_SHORT EXERCISE_
Quote the whole listing word for word, please.

_PROVIDED DATA_
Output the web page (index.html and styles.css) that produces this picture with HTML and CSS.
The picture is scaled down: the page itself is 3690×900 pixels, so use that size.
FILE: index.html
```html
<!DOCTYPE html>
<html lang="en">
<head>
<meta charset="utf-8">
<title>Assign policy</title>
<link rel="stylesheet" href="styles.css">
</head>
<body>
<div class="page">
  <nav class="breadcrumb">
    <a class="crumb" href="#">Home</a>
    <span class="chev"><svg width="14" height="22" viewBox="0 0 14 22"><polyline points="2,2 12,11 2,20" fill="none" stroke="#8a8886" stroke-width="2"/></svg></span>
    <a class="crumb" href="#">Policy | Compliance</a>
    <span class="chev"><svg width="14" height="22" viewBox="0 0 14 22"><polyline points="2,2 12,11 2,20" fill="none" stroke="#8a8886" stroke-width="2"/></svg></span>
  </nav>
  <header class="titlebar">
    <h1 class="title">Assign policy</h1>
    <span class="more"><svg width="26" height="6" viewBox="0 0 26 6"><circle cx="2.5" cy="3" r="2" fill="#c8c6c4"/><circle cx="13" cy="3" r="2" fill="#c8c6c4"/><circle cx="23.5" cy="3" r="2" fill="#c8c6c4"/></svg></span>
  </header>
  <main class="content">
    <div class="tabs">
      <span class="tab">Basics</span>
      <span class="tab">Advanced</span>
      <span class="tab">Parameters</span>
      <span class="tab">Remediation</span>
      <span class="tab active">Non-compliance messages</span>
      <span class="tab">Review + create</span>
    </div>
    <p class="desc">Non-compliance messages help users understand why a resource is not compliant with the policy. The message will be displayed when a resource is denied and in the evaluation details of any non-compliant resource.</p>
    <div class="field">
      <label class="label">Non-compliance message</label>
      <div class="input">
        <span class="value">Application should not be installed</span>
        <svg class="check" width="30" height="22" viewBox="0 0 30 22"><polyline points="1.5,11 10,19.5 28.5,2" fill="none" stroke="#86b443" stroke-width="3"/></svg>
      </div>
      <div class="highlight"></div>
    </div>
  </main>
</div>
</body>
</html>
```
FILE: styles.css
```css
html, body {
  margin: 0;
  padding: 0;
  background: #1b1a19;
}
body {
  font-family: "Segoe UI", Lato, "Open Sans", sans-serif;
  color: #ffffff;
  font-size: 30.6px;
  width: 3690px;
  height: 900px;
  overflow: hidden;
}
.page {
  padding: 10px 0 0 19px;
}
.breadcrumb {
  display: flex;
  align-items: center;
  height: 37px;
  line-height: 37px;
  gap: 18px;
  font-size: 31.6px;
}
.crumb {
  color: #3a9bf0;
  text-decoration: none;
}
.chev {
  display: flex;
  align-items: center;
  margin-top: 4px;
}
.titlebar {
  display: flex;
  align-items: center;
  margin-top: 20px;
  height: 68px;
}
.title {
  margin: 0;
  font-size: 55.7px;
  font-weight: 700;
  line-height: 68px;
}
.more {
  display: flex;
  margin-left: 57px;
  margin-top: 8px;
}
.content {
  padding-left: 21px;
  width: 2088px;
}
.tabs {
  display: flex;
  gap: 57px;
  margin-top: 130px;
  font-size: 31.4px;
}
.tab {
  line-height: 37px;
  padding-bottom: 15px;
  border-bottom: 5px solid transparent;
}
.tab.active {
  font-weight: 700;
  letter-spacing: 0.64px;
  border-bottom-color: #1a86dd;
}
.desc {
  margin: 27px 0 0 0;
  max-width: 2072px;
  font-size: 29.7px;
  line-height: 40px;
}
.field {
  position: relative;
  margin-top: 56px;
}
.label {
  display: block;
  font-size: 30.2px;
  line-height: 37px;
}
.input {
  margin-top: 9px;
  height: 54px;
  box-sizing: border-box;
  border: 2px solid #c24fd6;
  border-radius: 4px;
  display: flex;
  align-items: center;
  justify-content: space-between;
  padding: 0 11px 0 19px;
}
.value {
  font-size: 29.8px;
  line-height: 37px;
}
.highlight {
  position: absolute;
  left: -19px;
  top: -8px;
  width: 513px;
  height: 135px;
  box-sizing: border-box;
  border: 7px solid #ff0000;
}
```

_SOLUTION TO THE EXERCISE_
Output the web page (index.html and styles.css) that produces this picture with HTML and CSS.
The picture is scaled down: the page itself is 3690×900 pixels, so use that size.
FILE: index.html
```html
<!DOCTYPE html>
<html lang="en">
<head>
<meta charset="utf-8">
<title>Assign policy</title>
<link rel="stylesheet" href="styles.css">
</head>
<body>
<div class="page">
  <nav class="breadcrumb">
    <a class="crumb" href="#">Home</a>
    <span class="chev"><svg width="14" height="22" viewBox="0 0 14 22"><polyline points="2,2 12,11 2,20" fill="none" stroke="#8a8886" stroke-width="2"/></svg></span>
    <a class="crumb" href="#">Policy | Compliance</a>
    <span class="chev"><svg width="14" height="22" viewBox="0 0 14 22"><polyline points="2,2 12,11 2,20" fill="none" stroke="#8a8886" stroke-width="2"/></svg></span>
  </nav>
  <header class="titlebar">
    <h1 class="title">Assign policy</h1>
    <span class="more"><svg width="26" height="6" viewBox="0 0 26 6"><circle cx="2.5" cy="3" r="2" fill="#c8c6c4"/><circle cx="13" cy="3" r="2" fill="#c8c6c4"/><circle cx="23.5" cy="3" r="2" fill="#c8c6c4"/></svg></span>
  </header>
  <main class="content">
    <div class="tabs">
      <span class="tab">Basics</span>
      <span class="tab">Advanced</span>
      <span class="tab">Parameters</span>
      <span class="tab">Remediation</span>
      <span class="tab active">Non-compliance messages</span>
      <span class="tab">Review + create</span>
    </div>
    <p class="desc">Non-compliance messages help users understand why a resource is not compliant with the policy. The message will be displayed when a resource is denied and in the evaluation details of any non-compliant resource.</p>
    <div class="field">
      <label class="label">Non-compliance message</label>
      <div class="input">
        <span class="value">Application should not be installed</span>
        <svg class="check" width="30" height="22" viewBox="0 0 30 22"><polyline points="1.5,11 10,19.5 28.5,2" fill="none" stroke="#86b443" stroke-width="3"/></svg>
      </div>
      <div class="highlight"></div>
    </div>
  </main>
</div>
</body>
</html>
```
FILE: styles.css
```css
html, body {
  margin: 0;
  padding: 0;
  background: #1b1a19;
}
body {
  font-family: "Segoe UI", Lato, "Open Sans", sans-serif;
  color: #ffffff;
  font-size: 30.6px;
  width: 3690px;
  height: 900px;
  overflow: hidden;
}
.page {
  padding: 10px 0 0 19px;
}
.breadcrumb {
  display: flex;
  align-items: center;
  height: 37px;
  line-height: 37px;
  gap: 18px;
  font-size: 31.6px;
}
.crumb {
  color: #3a9bf0;
  text-decoration: none;
}
.chev {
  display: flex;
  align-items: center;
  margin-top: 4px;
}
.titlebar {
  display: flex;
  align-items: center;
  margin-top: 20px;
  height: 68px;
}
.title {
  margin: 0;
  font-size: 55.7px;
  font-weight: 700;
  line-height: 68px;
}
.more {
  display: flex;
  margin-left: 57px;
  margin-top: 8px;
}
.content {
  padding-left: 21px;
  width: 2088px;
}
.tabs {
  display: flex;
  gap: 57px;
  margin-top: 130px;
  font-size: 31.4px;
}
.tab {
  line-height: 37px;
  padding-bottom: 15px;
  border-bottom: 5px solid transparent;
}
.tab.active {
  font-weight: 700;
  letter-spacing: 0.64px;
  border-bottom-color: #1a86dd;
}
.desc {
  margin: 27px 0 0 0;
  max-width: 2072px;
  font-size: 29.7px;
  line-height: 40px;
}
.field {
  position: relative;
  margin-top: 56px;
}
.label {
  display: block;
  font-size: 30.2px;
  line-height: 37px;
}
.input {
  margin-top: 9px;
  height: 54px;
  box-sizing: border-box;
  border: 2px solid #c24fd6;
  border-radius: 4px;
  display: flex;
  align-items: center;
  justify-content: space-between;
  padding: 0 11px 0 19px;
}
.value {
  font-size: 29.8px;
  line-height: 37px;
}
.highlight {
  position: absolute;
  left: -19px;
  top: -8px;
  width: 513px;
  height: 135px;
  box-sizing: border-box;
  border: 7px solid #ff0000;
}
```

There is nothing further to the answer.